Femme, j’écris ton nom…
Guide d’aide à la féminisation
des noms
de métiers, titres, grades et fonctions
CENTRE NATIONAL DE LA RECHERCHE SCIENTIFIQUE
INSTITUT NATIONAL DE LA LANGUE FRANÇAISE
Sous la direction de Bernard CERQUIGLINI - 1999
L’étude rigoureuse de la langue française,
de son histoire, de sa structure et de ses particularités,
quand elle s’applique à la féminisation du vocabulaire,
c’est-à-dire à la parité dans le lexique,
conduit à trois remarques liminaires.
1 La pression de la norme, en français,
est telle que tout mot nouveau fait sourire, dérange ou inquiète.
Cela est d’autant plus regrettable que la créativité
lexicale qui, depuis les origines, a enrichi notre vocabulaire de
centaines de milliers de mots, est un signe de vitalité de
la langue. Cette créativité est à encourager,
à l’heure où les grandes langues internationales
sont en forte rivalité. Certains se plaignent du nombre d’emprunts
que fait la langue française ; ils devraient être les
premiers à accueillir avec faveur les créations nouvelles.
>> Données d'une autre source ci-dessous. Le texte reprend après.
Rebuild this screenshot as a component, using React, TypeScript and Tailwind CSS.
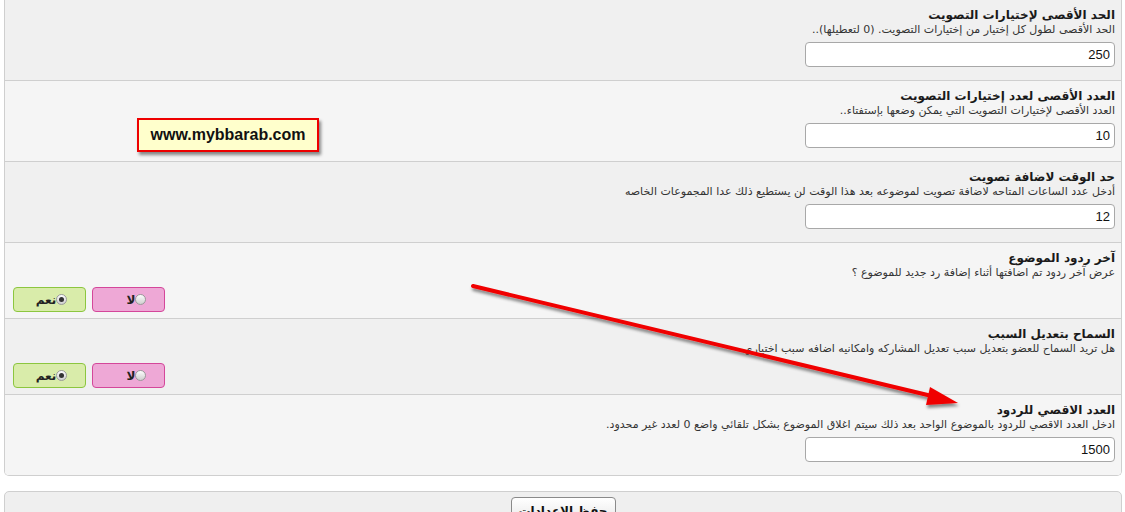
import React from 'react';

type Row = {
  title: string;
  desc: string;
  value?: string;
  radio?: boolean;
};

const rows: Row[] = [
  {
    title: 'الحد الأقصى لإختيارات التصويت',
    desc: 'الحد الأقصى لطول كل إختيار من إختيارات التصويت. (0 لتعطيلها)..',
    value: '250',
  },
  {
    title: 'العدد الأقصى لعدد إختيارات التصويت',
    desc: 'العدد الأقصى لإختيارات التصويت التي يمكن وضعها بإستفتاء..',
    value: '10',
  },
  {
    title: 'حد الوقت لاضافة تصويت',
    desc: 'أدخل عدد الساعات المتاحه لاضافة تصويت لموضوعه بعد هذا الوقت لن يستطيع ذلك عدا المجموعات الخاصه',
    value: '12',
  },
  {
    title: 'آخر ردود الموضوع',
    desc: 'عرض آخر ردود تم اضافتها أثناء إضافة رد جديد للموضوع ؟',
    radio: true,
  },
  {
    title: 'السماح بتعديل السبب',
    desc: 'هل تريد السماح للعضو بتعديل سبب تعديل المشاركه وامكانيه اضافه سبب اختياري',
    radio: true,
  },
  {
    title: 'العدد الاقصي للردود',
    desc: 'ادخل العدد الاقصي للردود بالموضوع الواحد بعد ذلك سيتم اغلاق الموضوع بشكل تلقائي واضع 0 لعدد غير محدود.',
    value: '1500',
  },
];

const RadioDot = ({ checked }: { checked?: boolean }) => (
  <span className="inline-flex h-[11px] w-[11px] items-center justify-center rounded-full border border-[#9a9a9a] bg-gradient-to-b from-[#fdfdfd] to-[#cfcfcf]">
    {checked && <span className="h-[5px] w-[5px] rounded-full bg-[#333]" />}
  </span>
);

const YesNo = () => (
  <div className="flex gap-[6px] mt-[7px]" dir="ltr">
    <div className="flex h-[25px] w-[73px] items-center justify-center rounded-[4px] border border-[#8cc63f] bg-[#d9ecaa]">
      <span className="flex items-center pl-[4px]">
        <span className="text-[12px] font-bold text-[#222]">نعم</span>
        <RadioDot checked />
      </span>
    </div>
    <div className="flex h-[25px] w-[73px] items-center justify-center rounded-[4px] border border-[#d4479a] bg-[#eea8d6]">
      <span className="flex items-center pl-[16px]">
        <span className="text-[12px] font-bold text-[#222]">لا</span>
        <RadioDot />
      </span>
    </div>
  </div>
);

export default function App() {
  return (
    <div className="relative h-[512px] w-[1125px] overflow-hidden bg-white font-['DejaVu_Sans',sans-serif]">
      {/* Settings panel */}
      <div dir="rtl" className="ml-[4px] mr-[3px] rounded-b-[5px] border border-t-0 border-[#cfcfcf] overflow-hidden">
        {rows.map((r, i) => (
          <div
            key={i}
            className={`pl-[8px] pr-[6px] pt-[7px] ${r.radio ? 'pb-[6px]' : 'pb-[13px]'} ${i % 2 === 0 ? 'bg-[#f0f0f0]' : 'bg-[#f5f5f5]'} ${i < rows.length - 1 ? 'border-b border-[#cfcfcf]' : ''}`}
          >
            <div className="text-[12px] font-bold leading-[16px] text-[#1a1a1a]">{r.title}</div>
            <div className="text-[11px] leading-[14px] text-[#333]">{r.desc}</div>
            {r.radio ? (
              <YesNo />
            ) : (
              <input
                readOnly
                value={r.value}
                className="mt-[5px] block h-[25px] w-[310px] rounded-[4px] border border-[#a8a8a8] bg-white px-[4px] text-right font-['Liberation_Sans',sans-serif] text-[13px] text-[#111] outline-none"
              />
            )}
          </div>
        ))}
      </div>

      {/* Save panel */}
      <div className="ml-[4px] mr-[3px] mt-[15px] flex h-[40px] justify-center rounded-[5px] border border-[#cfcfcf] bg-[#efefef] pt-[5px]">
        <button
          dir="rtl"
          className="h-[28px] w-[105px] whitespace-nowrap rounded-[4px] border border-[#8a8a8a] bg-gradient-to-b from-white to-[#e6e6e6] px-0 text-[12px] font-bold leading-[26px] text-[#111]"
        >
          حفظ الإعدادات
        </button>
      </div>

      {/* Watermark */}
      <div className="absolute left-[137px] top-[118px] flex h-[34px] w-[182px] items-center justify-center border-2 border-[#ee0000] bg-[#ffffcc] shadow-[2px_3px_3px_rgba(0,0,0,0.45)]">
        <span className="font-['Liberation_Sans',sans-serif] text-[16px] font-bold text-[#111]">www.mybbarab.com</span>
      </div>

      {/* Arrow annotation */}
      <svg className="pointer-events-none absolute left-0 top-0" width="1125" height="512">
        <defs>
          <filter id="sh" x="-10%" y="-10%" width="120%" height="130%">
            <feDropShadow dx="1" dy="3" stdDeviation="1.6" floodColor="#000" floodOpacity="0.45" />
          </filter>
        </defs>
        <g filter="url(#sh)">
          <line x1="473" y1="286" x2="936" y2="397" stroke="#f00000" strokeWidth="4" strokeLinecap="round" />
          <polygon points="958,403 930,387 926,405" fill="#f00000" />
        </g>
      </svg>
    </div>
  );
}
2 Pour des raisons qui ne sont pas grammaticales,
le féminin est souvent dépréciatif : que l’on
pense à la série galant/galante, professionnel/professionnelle,
sorcier/sorcière, etc. Cette dépréciation
redouble la hiérarchie des fonctions sociales occupées
par les hommes et les femmes : le couturier est un créateur,
la couturière une petite main. Ceci explique que le suffixe
-esse, parfaitement neutre dans l’ancienne langue (chanoinesse),
soit ressenti aujourd’hui comme péjoratif : ce n’est
pas par hasard que les adversaires de la parité dans le langage
font mine de combattre des ministresses, députesses, membresses,
etc., que personne ne songe à utiliser. La circulaire du
11 mars 1986 fut sage de déconseiller l’emploi de ce
suffixe, et de recommander une suffixation minimale. Il faut garder
en mémoire qu’un substantif féminin nouveau,
même parfaitement formé (députée),
ou d’une forme déjà existante (juge),
rencontre le
double handicap de la néologie et de la péjoration
souvent
attachée au féminin.
3 La parité dans le lexique n’est
pas, pour l’essentiel, une question linguistique ni même
grammaticale. De très nombreux substantifs féminins
désignant des métiers, titres, grades et fonctions
existent déjà, les autres se forment aisément
; leur existence était latente, seules les conditions sociales
en ont différé l’emploi. Quelques substantifs
posent un problème morphologique : ils seront évoqués
plus loin. Il est à noter que certains masculins donnent
parfois lieu à plusieurs féminisations, morphologiquement
possibles et dûment attestées ; c’est l’usage
qui tranchera.
L’intervention des spécialistes de la langue française
consistera donc dans un rappel historique ; dans l’énoncé
des règles de formation du féminin (règles
bien résumées déjà dans la circulaire
du 11 mars 1986) ; dans l’étude des difficultés
qui peuvent accompagner cette formation ; dans la présentation
d’une liste indicative de substantifs féminins accompagnés
du numéro de la règle qui a servi à les former.